POJ 2955 区间DP必看的括号匹配问题,经典例题
Brackets
Time Limit: 1000MS Memory Limit: 65536K
Total Submissions: 14226 Accepted: 7476
Description
We give the following inductive definition of a “regular brackets” sequence:
the empty sequence is a regular brackets sequence,
if s is a regular brackets sequence, then (s) and [s] are regular brackets sequences, and
if a and b are regular brackets sequences, then ab is a regular brackets sequence.

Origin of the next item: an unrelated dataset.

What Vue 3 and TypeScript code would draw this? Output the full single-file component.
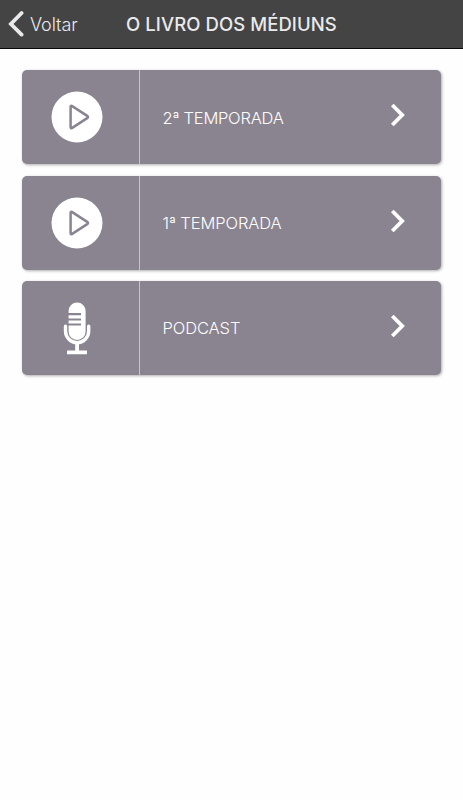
<script setup lang="ts">
interface Entry {
  label: string
  icon: 'play' | 'mic'
  tone: string
}

const entries: Entry[] = [
  { label: '2ª TEMPORADA', icon: 'play', tone: 'second' },
  { label: '1ª TEMPORADA', icon: 'play', tone: 'first' },
  { label: 'PODCAST', icon: 'mic', tone: 'podcast' },
]
</script>

<template>
  <div class="screen">
    <header class="bar">
      <button class="back" type="button">
        <svg class="back-icon" width="16" height="28" viewBox="0 0 16 28">
          <path d="M13.6 3 2.9 14 13.6 24.6" />
        </svg>
        <span class="back-label">Voltar</span>
      </button>
      <h1 class="title">O LIVRO DOS MÉDIUNS</h1>
    </header>
    <main class="list">
      <a v-for="entry in entries" :key="entry.label" class="card">
        <span class="thumb">
          <svg v-if="entry.icon === 'play'" width="52" height="52" viewBox="0 0 52 52">
            <circle cx="26" cy="26" r="25.5" fill="#fff" />
            <path class="play" d="M19.6 15.9 Q19.6 14.1 21.2 15.1 L36.2 24.9 Q37.8 26 36.2 27.1 L21.2 36.9 Q19.6 37.9 19.6 36.1 Z" />
          </svg>
          <svg v-else width="52" height="54" viewBox="0 0 52 54">
            <path
              fill="#fff"
              d="M17.6 9.9 a8.5 8.5 0 0 1 17 0 V30.4 a8.5 8.5 0 0 1 -17 0 V24.6 H30 V22.4 H17.6 V19.6 H30 V17.4 H17.6 V14.3 H30 V12.1 H17.6 Z"
            />
            <path class="stand" d="M14.5 25.2 V30 a11.6 11.6 0 0 0 23.2 0 V25.2" />
            <rect x="24.2" y="41" width="3.8" height="9" fill="#fff" />
            <rect x="16" y="49.5" width="20" height="3.8" rx="0.5" fill="#fff" />
          </svg>
        </span>
        <span class="content">
          <span class="label" :class="entry.tone">{{ entry.label }}</span>
          <svg class="arrow" width="16" height="24" viewBox="0 0 16 24">
            <path d="M2.3 2 12.2 12 2.3 22" />
          </svg>
        </span>
      </a>
    </main>
  </div>
</template>

<style>
body {
  margin: 0;
  background: #fefefe;
}
</style>

<style scoped>
.screen {
  min-height: 800px;
  font-family: Inter, 'Liberation Sans', sans-serif;
}
.bar {
  box-sizing: border-box;
  height: 49px;
  display: flex;
  align-items: center;
  background: #444;
  border-bottom: 1px solid #080808;
  color: #eaeaec;
}
.back {
  display: flex;
  align-items: center;
  width: 126px;
  padding: 0 0 0 8px;
  border: 0;
  background: none;
  color: inherit;
  font: inherit;
}
.back-icon {
  margin-bottom: 1px;
}
.back-icon path {
  fill: none;
  stroke: #eaeaec;
  stroke-width: 3.8;
  stroke-linecap: round;
  stroke-linejoin: miter;
}
.back-label {
  margin-left: 6px;
  font-size: 18px;
  font-weight: 300;
  letter-spacing: -0.1px;
}
.title {
  margin: 0;
  font-size: 18.5px;
  font-weight: 500;
  letter-spacing: 0.08px;
  white-space: nowrap;
}
.list {
  display: flex;
  flex-direction: column;
  gap: 11.4px;
  padding: 21.3px 22.4px 0;
}
.card {
  display: flex;
  height: 94px;
  border-radius: 5px;
  background: #8a8490;
  box-shadow: 1px 1px 3px rgba(0, 0, 0, 0.32);
}
.thumb {
  box-sizing: border-box;
  width: 117.6px;
  padding-right: 7.6px;
  display: flex;
  align-items: center;
  justify-content: center;
  border-right: 1px solid #c6c3ca;
}
.play {
  fill: none;
  stroke: #8a8490;
  stroke-width: 2.5;
  stroke-linejoin: round;
}
.stand {
  fill: none;
  stroke: #fff;
  stroke-width: 3.4;
  stroke-linecap: round;
}
.content {
  flex: 1;
  display: flex;
  align-items: center;
  justify-content: space-between;
  padding: 0 34.6px 0 22.6px;
}
.label {
  color: #fff;
  font-size: 16.5px;
  font-weight: 350;
  letter-spacing: -0.24px;
}
.second {
  padding-top: 1px;
}
.first {
  letter-spacing: -0.1px;
}
.podcast {
  letter-spacing: -0.12px;
}
.arrow {
  margin-bottom: 4px;
}
.arrow path {
  fill: none;
  stroke: #fff;
  stroke-width: 3.8;
}
</style>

no other sequence is a regular brackets sequence
For instance, all of the following character sequences are regular brackets sequences:
(), [], (()), ()[], ()[()]
while the following character sequences are not:
(, ], )(, ([)], ([(]
Given a brackets sequence of characters a1a2 … an, your goal is to find the length of the longest regular brackets sequence that is a subsequence of s. That is, you wish to find the largest m such that for indices i1, i2, …, im where 1 ≤ i1 < i2 < … < im ≤ n, ai1ai2 … aim is a regular brackets sequence.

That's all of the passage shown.